A few weeks ago, Kendrick Lamar sent shock waves across social media outlets after the release of Big Sean’s record “Control,” which featured Lamar.
The song received a lot of attention and controversy in lieu of Lamar spewing an array of name drops, which can be labeled as a “diss” in hip-hop culture.
Among the dissed were Big K.R.I.T.; Wale; Pusha T; Meek Millz; A$AP Rocky; Drake; Big Sean; Jay Electronica; Tyler, the Creator; and Mac Miller.
J. Cole was also mentioned. In fact, Lamar begins the name dropping by reciting his birth name, Jermaine Cole, possibly acknowledging him as his greatest competition. The others mentioned in the song were merely being called out, but it is said that those who were not mentioned were the artists who were truly dissed.
Should this verse simply be considered a diss record or were the shots fired aimed at something more meaningful?
About a decade ago, hip-hop was in its golden years, largely credited to a feud between two of the most influential rappers in the world, Tupac Shakur and The Notorious B.I.G.
Their fame escalated when they were neck-deep in a threatening, violent feud, which officially began with a diss record and sadly resulted in the loss of both their lives.
As listeners, it is only natural that we are influenced by what music we listen to. From an artistic viewpoint, I can say firsthand that many independent artists mold themselves after what is successful in mainstream media.
This could be both good and bad. One positive is that independent artists may take themselves and their work more seriously. They may study the patterns of the industry and subtly imitate mainstream music for their fans.

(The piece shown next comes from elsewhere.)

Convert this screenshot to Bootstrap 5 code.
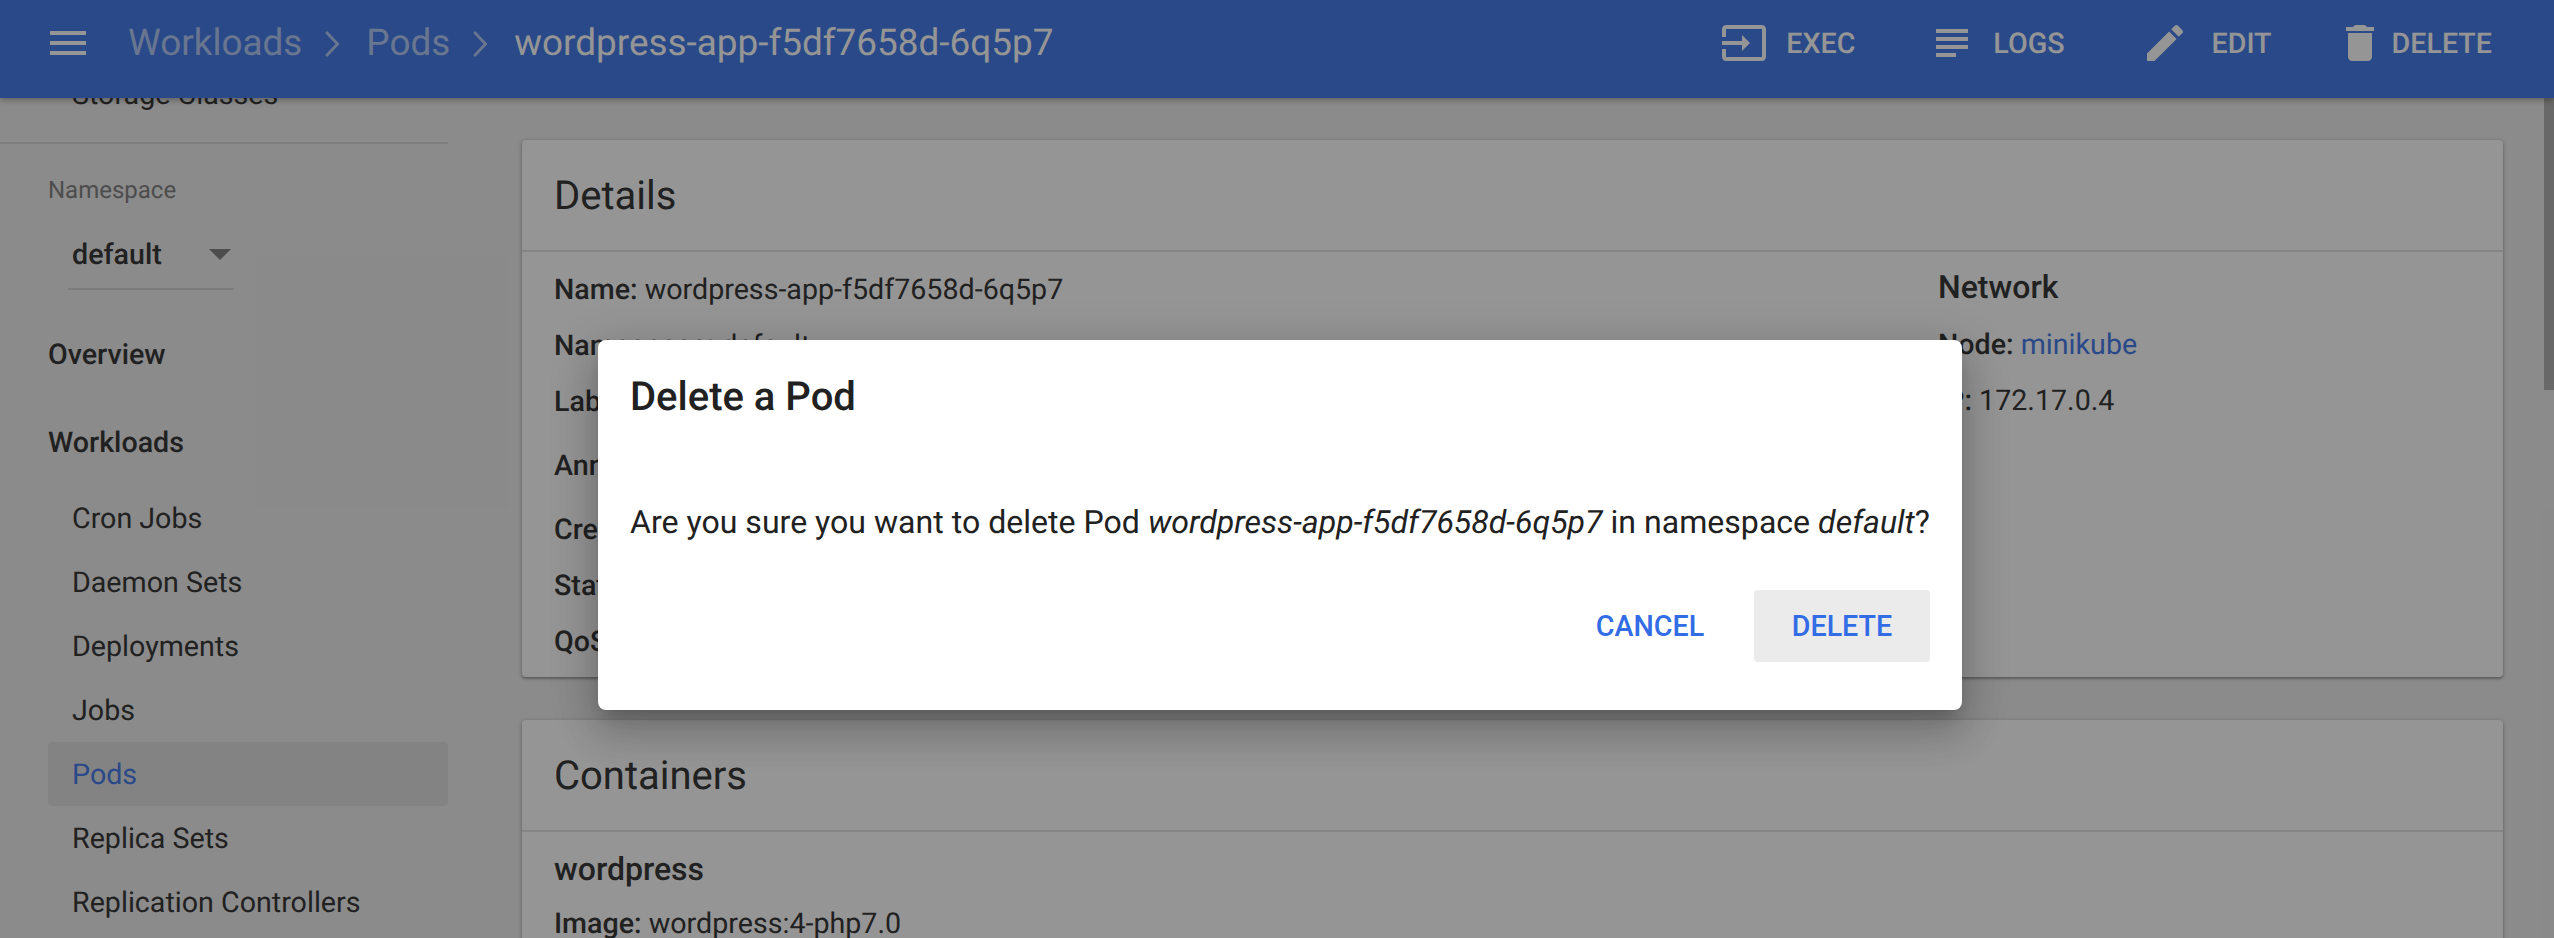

However, these same artists can try too hard, resulting in pure mimicry and “biting.” I have already come across several remakes of Kendrick’s “diss,” and as I expected, they were terrible.
Overall, the most significant thing that Lamar’s verse did was return the competitive nature back to hip-hop.
After studying his verse, I understand that he name dropped almost every relevant artist in hip-hop. He bruised those who are relevant but unmentioned, basically labeling them irrelevant.
He also shook some life back into the hip-hop culture. I highly doubt this “diss” record will lead to violence because it is not the nature of the majority of artists mentioned. If anything, it will prompt a wave of response records, which, if nothing else, will give the fans something to listen to. I guess that makes Lamar the one in control.